Cruz has repeatedly declined to say whether Trump has ever apologized to him — or vice versa. And in the final weeks of the campaign, he has shifted the framing of his reelection campaign to tie his political fate more explicitly to Trump’s, describing the election as a referendum on the president in hopes of bolstering turnout among GOP voters who, polls suggest, trail Democrats in enthusiasm.

Rep. Beto O’Rourke, D-Texas, and Cruz debate on Oct. 16, 2018, in San Antonio during the campaign for the U.S. Senate. (Photo: Tom Reel/San Antonio Express-News via AP, Pool)
Rep. Beto O’Rourke, D-Texas, and Cruz debate on Oct. 16, 2018, in San Antonio during the campaign for the U.S. Senate. (Photo: Tom Reel/San Antonio Express-News via AP, Pool)

In recent days, Cruz has repeatedly reminded voters that O’Rourke has said he would vote to impeach President Trump — suggesting that it would spark political chaos and gridlock even worse than what was seen during the recent efforts to confirm Brett Kavanaugh to the Supreme Court. In the last week, Cruz said his rival, if elected, would play a central role in efforts to impeach Trump, leading to “two years of a partisan circus and a witch hunt on the president” and “utter chaos.”
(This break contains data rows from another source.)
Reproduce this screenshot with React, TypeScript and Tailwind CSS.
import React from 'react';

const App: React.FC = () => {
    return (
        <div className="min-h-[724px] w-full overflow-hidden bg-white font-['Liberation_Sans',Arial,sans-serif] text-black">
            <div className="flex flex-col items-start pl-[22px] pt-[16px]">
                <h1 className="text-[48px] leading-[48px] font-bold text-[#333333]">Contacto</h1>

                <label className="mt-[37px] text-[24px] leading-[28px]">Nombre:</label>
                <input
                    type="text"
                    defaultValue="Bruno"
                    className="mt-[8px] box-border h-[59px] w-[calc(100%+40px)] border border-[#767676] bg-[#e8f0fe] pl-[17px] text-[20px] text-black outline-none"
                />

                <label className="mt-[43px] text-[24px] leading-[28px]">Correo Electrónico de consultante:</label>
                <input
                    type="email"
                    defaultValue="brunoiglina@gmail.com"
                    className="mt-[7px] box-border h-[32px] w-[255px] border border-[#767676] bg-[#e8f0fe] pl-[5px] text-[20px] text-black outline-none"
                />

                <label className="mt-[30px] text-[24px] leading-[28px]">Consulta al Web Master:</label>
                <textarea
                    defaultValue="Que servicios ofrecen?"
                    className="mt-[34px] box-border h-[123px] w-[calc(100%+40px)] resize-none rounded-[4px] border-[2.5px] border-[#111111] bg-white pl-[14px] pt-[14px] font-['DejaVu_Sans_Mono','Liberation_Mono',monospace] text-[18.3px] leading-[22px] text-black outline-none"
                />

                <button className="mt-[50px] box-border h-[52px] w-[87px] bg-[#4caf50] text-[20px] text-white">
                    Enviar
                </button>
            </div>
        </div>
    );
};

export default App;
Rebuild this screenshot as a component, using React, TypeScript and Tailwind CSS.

On Saturday, as he hit the road for a series of stops with Fox News host Sean Hannity, Cruz got even more colorful with his attack, suggesting impeachment could turn Washington into “Max Mad Beyond Thunderdome with Beto in the Tina Turner role” and adding, “We don’t need a big baby-faced guy with a chainsaw.”

But the O’Rourke campaign hopes Trump’s appearance in Texas will drive up enthusiasm among Democrats. Besides Cruz, a number of Republican congressional incumbents in the state are facing tougher-than-expected reelection campaigns, in part because of anger toward Trump. That includes GOP Rep. John Culberson, a nine-term House member who represents the Houston area. He announced Friday that he would skip Monday’s rally.